William Alwyn’s Seascapes involved all three performers. This work, written for John Turner, is in the Naxos series of Alwyn’s collected oeuvre. The settings are of poems by Alwyn’s friend Michael Armstrong, both lovers of the sea and these four short songs beautifully evoked its ever changing moods.


During the intermission Mr. Hopkins was presented with a large birthday cake which was then eagerly shared by the audience. His impromptu address to his devoted audience was amusing and entertaining and delivered in a voice, still instantly recognized from those thirty-six years of BBC Radio Broadcasts Talking about music, treasured by so many music lovers and musicians.


Part two began with Hopkins’ Pastiche Suite, three little miniatures for recorder and piano. The composer amused the audience by telling us he had no recollection of writing these pieces and so it would be a first performance for all. The work was discovered, thanks to John Turner, in the Beecham music collection at Sheffield University. The score, in Hopkins’ distinctive hand is inscribed to his friend Walter Bergman and was written some 67 years ago.


Three first performances followed; Gordon Crosse’s vocalize for soprano, recorder and piano titled CantAHta (sung to Ah) was both witty and atmospheric, and evoked the soundscape of Brittens’ Suffolk and his Peter Grimes.

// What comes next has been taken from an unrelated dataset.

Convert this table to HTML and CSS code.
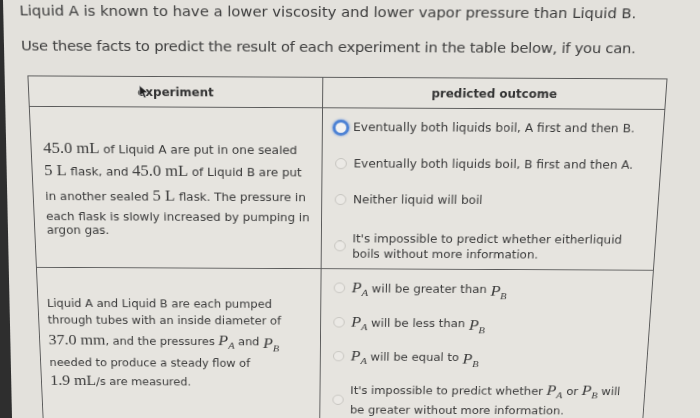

Anthony Gilbert’s three minute contemporary piece Above all that for recorder and piano paid tribute to Antony Hopkins’ passion for racing cars, beginning with sounds that depicted a car with a somewhat dodgy engine. Last of the tributes, though in this instance without any reference to A.H. was a beautiful lyrical setting of a poem by Douglas Gibson Evening in April composed by David Dubery for voice, recorder and piano, which prepared the audience for three songs from the golden age of English Song; Robin Goodfellow, by Peter Warlock, well characterized by Lesley Jane, and Now sleeps the crimson petal and Love’s Philosophy by Roger Quilter.

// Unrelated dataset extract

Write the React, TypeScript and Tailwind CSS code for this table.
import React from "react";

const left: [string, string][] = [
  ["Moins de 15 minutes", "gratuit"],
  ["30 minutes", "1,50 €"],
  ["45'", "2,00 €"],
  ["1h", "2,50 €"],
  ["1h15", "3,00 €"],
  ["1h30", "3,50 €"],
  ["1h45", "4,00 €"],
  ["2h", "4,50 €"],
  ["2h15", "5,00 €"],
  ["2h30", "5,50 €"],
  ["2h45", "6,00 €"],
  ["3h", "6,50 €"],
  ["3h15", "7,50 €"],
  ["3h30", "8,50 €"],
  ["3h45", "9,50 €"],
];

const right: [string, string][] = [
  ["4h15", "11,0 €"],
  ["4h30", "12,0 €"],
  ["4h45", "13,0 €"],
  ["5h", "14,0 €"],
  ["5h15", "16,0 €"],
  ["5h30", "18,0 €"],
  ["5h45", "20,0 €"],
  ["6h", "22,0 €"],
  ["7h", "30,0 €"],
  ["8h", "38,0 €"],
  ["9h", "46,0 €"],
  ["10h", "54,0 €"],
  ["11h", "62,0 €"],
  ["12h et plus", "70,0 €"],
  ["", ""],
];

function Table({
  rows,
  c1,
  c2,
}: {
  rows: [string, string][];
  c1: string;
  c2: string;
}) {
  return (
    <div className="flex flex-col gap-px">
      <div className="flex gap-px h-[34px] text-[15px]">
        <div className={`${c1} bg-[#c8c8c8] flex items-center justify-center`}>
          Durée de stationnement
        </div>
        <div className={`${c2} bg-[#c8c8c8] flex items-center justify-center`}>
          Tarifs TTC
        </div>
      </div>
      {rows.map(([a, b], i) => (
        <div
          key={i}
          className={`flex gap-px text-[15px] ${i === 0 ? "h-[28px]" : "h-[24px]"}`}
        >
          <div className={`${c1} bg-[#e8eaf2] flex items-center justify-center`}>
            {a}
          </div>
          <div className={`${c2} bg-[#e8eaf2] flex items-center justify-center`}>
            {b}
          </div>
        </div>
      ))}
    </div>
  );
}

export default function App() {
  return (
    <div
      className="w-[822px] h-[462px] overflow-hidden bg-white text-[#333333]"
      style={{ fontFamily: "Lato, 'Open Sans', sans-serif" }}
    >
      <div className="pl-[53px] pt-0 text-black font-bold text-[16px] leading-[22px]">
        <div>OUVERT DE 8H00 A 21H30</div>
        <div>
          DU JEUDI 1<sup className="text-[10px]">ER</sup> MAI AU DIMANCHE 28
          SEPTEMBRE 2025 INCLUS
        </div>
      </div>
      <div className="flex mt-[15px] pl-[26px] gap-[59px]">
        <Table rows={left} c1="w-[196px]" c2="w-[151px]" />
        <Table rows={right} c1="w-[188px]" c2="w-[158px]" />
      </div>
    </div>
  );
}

The final Hopkins work was Three Seductions for recorder and piano, re-worked from Schott's Woodwind Series three pieces for flute and piano. The three short light hearted movements are Wanton Waltz, Flirtatious Fancy and Sensuous Sarabande, (treble recorder for the outer movements and descant for the inner one). Finally Nicholas Marshall’s three arrangements of folksongs songs from Carousel starting with his charming arrangement of Lavender’s Blue and two comic songs Haliky Daliky, and Aiken drum engagingly sung by Lesley Jane Rogers.


Once again John Turner has demonstrated on his recorders the huge variety of musical styles possible on this instrument that still has validity in the new millennium,* ably supported by Janet Simpson.


Duncan Fergusson
23 May 2011


* a major understatement ! Google "recorders" in Musical Pointers ! [Editor]

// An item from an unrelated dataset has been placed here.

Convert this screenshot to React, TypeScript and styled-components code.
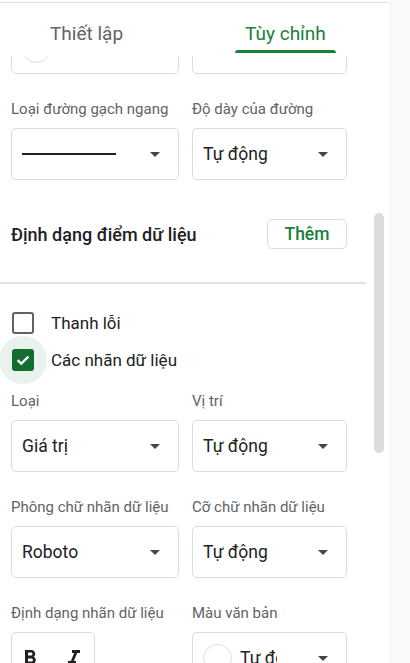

Antony Hopkins Portrait CD

Antony Hopkins: Sonata for Viola and Piano A Humble Song to the Birds (tenor and piano) Partita in G minor for solo violin Rondo from Piano Sonata no. 2 in F sharp minor Piano Sonata no. 3 in C sharp minor Suite for descant recorder and piano Pastiche Suite for recorder and piano Three French Folksongs (soprano and piano) Tango for piano Three Seductions, for recorder and piano First Love, for soprano and piano I've Lost my Love, for soprano, recorder and piano A Melancholy Song, for soprano, recorder and piano Four Dances, for recorder and piano Three Poems

Lesley-Jane Rogers (soprano), James Gilchrist (tenor), John Turner (recorder), Paul Barritt (violin), Matthew Jones (viola), Philip Fowke (piano), Michael Hampton (piano), Janet Simpson (piano), Antony Hopkins (speaker/piano); Jeremy Brett, Stephanie Voss, Phillada Sewell, Elizabeth Boyd, Stephen Manton, Eric Shilling

Divine Art dda 21217 (2CD)

A generous double-CD which is well deserved, and closely linked with the above concert, with eight tributes to Antony Hopkins played by John Turner.